SHORT PROBLEM
Look at the data below and print exactly the lines from its first line through the line with "text-[#0b1030] placeholder:text-gray-400 focus:outline-none';"; the pictures stay out of the copy.

DATA SHOWN

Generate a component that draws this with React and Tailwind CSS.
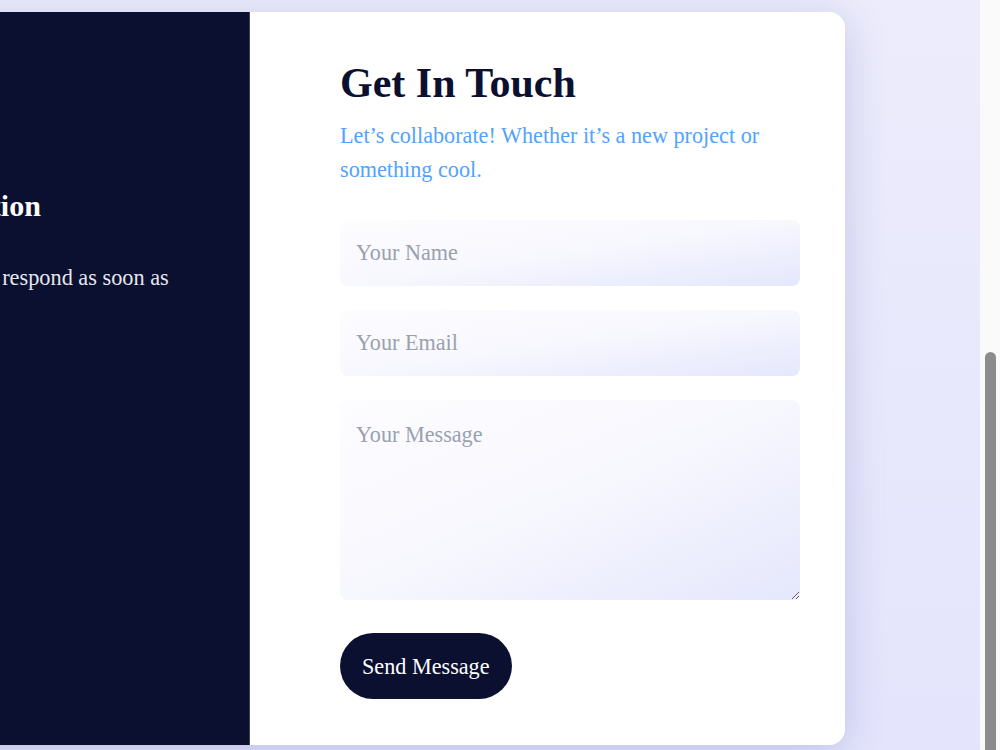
import { useState } from 'react';

export default function App() {
  const [form, setForm] = useState({ name: '', email: '', message: '' });

  const handleSubmit = (e) => {
    e.preventDefault();
  };

  const field =
    'w-full rounded-lg bg-linear-to-br from-[#fdfdff] via-[#f7f7fe] to-[#e5e7fc] px-4 text-[22.2px] text-[#0b1030] placeholder:text-gray-400 focus:outline-none';

  return (
    <div className="flex h-screen w-full overflow-hidden font-['Liberation_Serif','Times_New_Roman',serif]">
      <div className="min-w-0 flex-1 overflow-hidden bg-linear-to-b from-[#ececfc] to-[#e4e5fc] pt-3">
        <div className="ml-[-280px] flex h-[733px] w-max rounded-2xl shadow-[0_8px_40px_rgba(70,70,160,0.22)]">
          {/* info panel */}
          <div className="w-[530px] shrink-0 rounded-l-2xl border-r border-[#3a3f5c] bg-[#0b1030] px-[55px] pt-[176px]">
            <h3 className="text-[30px] leading-[1.2] font-bold whitespace-nowrap text-white">Contact Information</h3>
            <p className="mt-[37px] text-[22.3px] leading-[34px] text-gray-200">
              Leave a message and I’ll respond as soon as possible.
            </p>
          </div>

          {/* form panel */}
          <div className="w-[595px] shrink-0 rounded-r-2xl bg-white pt-[46px] pr-[45px] pl-[90px]">
            <h2 className="text-[42px] leading-[1.2] font-bold text-[#0b1030]">Get In Touch</h2>
            <p className="mt-[11px] text-[22.2px] leading-[34px] text-blue-400">
              Let’s collaborate! Whether it’s a new project or something cool.
            </p>
            <form className="mt-[33px] flex flex-col gap-6" onSubmit={handleSubmit}>
              <input
                className={`${field} h-[66px] py-5`}
                type="text"
                placeholder="Your Name"
                value={form.name}
                onChange={(e) => setForm({ ...form, name: e.target.value })}
              />
              <input
                className={`${field} h-[66px] py-5`}
                type="email"
                placeholder="Your Email"
                value={form.email}
                onChange={(e) => setForm({ ...form, email: e.target.value })}
              />
              <textarea
                className={`${field} block h-[200px] pt-[18px] pb-4`}
                placeholder="Your Message"
                value={form.message}
                onChange={(e) => setForm({ ...form, message: e.target.value })}
              />
              <button
                className="mt-[9px] h-[66px] self-start rounded-full bg-[#0b1030] px-[22px] text-[22.2px] text-white"
                type="submit"
              >
                Send Message
              </button>
            </form>
          </div>
        </div>
      </div>

      {/* scrollbar */}
      <div className="flex w-5 shrink-0 flex-col items-center justify-end bg-[#fafafa]">
        <div className="h-[398px] w-[11px] rounded-t-full bg-[#8c8c8c]" />
      </div>
    </div>
  );
}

SOLUTION
Generate a component that draws this with React and Tailwind CSS.
import { useState } from 'react';

export default function App() {
  const [form, setForm] = useState({ name: '', email: '', message: '' });

  const handleSubmit = (e) => {
    e.preventDefault();
  };

  const field =
    'w-full rounded-lg bg-linear-to-br from-[#fdfdff] via-[#f7f7fe] to-[#e5e7fc] px-4 text-[22.2px] text-[#0b1030] placeholder:text-gray-400 focus:outline-none';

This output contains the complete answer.